According to biographer Lewis Gould, careful reading of Edith's private correspondence reveals racial views that go beyond what he calls the “genteel bigotry” of her time. In 1902 and 1903 "Misses Turner and Miss Leech" performed at the Roosevelt White House. The women specialized in "Negro Songs" and Lewis Gould argued that by showcasing these performers, Edith entertained "guests with crude melodic stereotypes depicting an oppressed racial minority."
Later life and death
Edith's last decades were full of travel: to Europe, Asia, Africa, and South America. After leaving the White House, Teddy and Kermit went on a safari while Edith took Ethel, Archie, and Quentin on an extended tour of Europe.
The Smithsonian’s First Lady collection was created soon after the Roosevelts left the White House. When the museum’s advocates asked her for a contribution, Edith said that she wasn’t sure she could help: she often cut up dresses for the material after she wore them. Turns out her inaugural gown was no exception. Her daughter later donated the remaining bottom half, and the Smithsonian refashioned the bodice using photographs.
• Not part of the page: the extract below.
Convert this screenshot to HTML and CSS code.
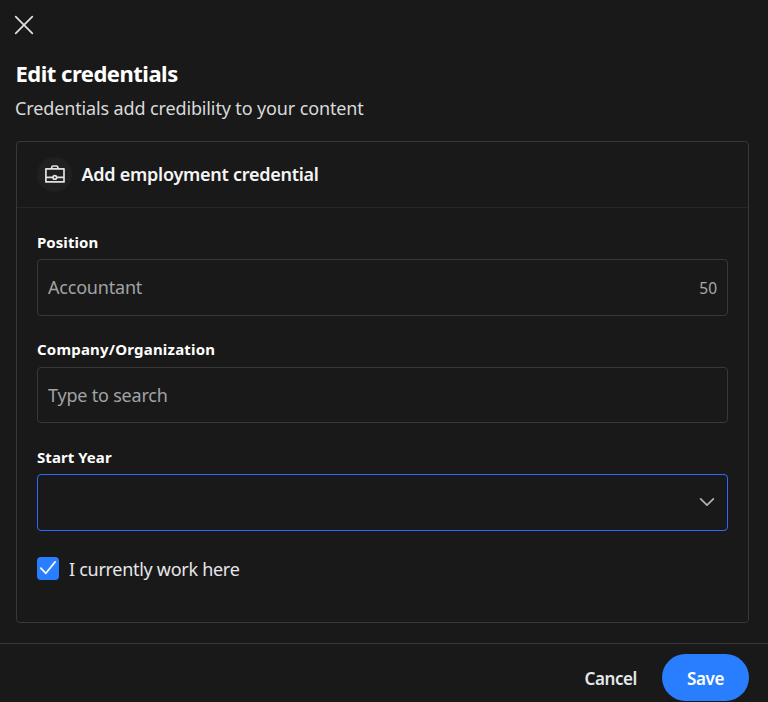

Edith was not an advocate of Teddy’s 1912 third-party presidential race, but supported him fully when it was formally underway. She tended him after the assassination attempt, consoled him when he lost the election, and accompanied him to Brazil to see him off as he explored the River of Doubt.
Both Roosevelts contributed to home-front activities during World War I.
Edith urged Republican women to vote after the 19th Amendment passed.
During the Great Depression, Edith campaigned briefly for Herbert Hoover, to emphasize that the Democratic nominee, Franklin Roosevelt, was not her son. Edith loved Eleanor, but there had been bad blood between the two since the 1920s when Eleanor campaigned against Theodore Roosevelt Jr. during his run for governor of New York.
Before her death, Edith destroyed almost all of her correspondence with Teddy. However, Edith was a prodigious letter writer and her letters survive in archives such as the Houghton Library.
Edith died at Sagamore Hill on September 30, 1948, at the age of 87.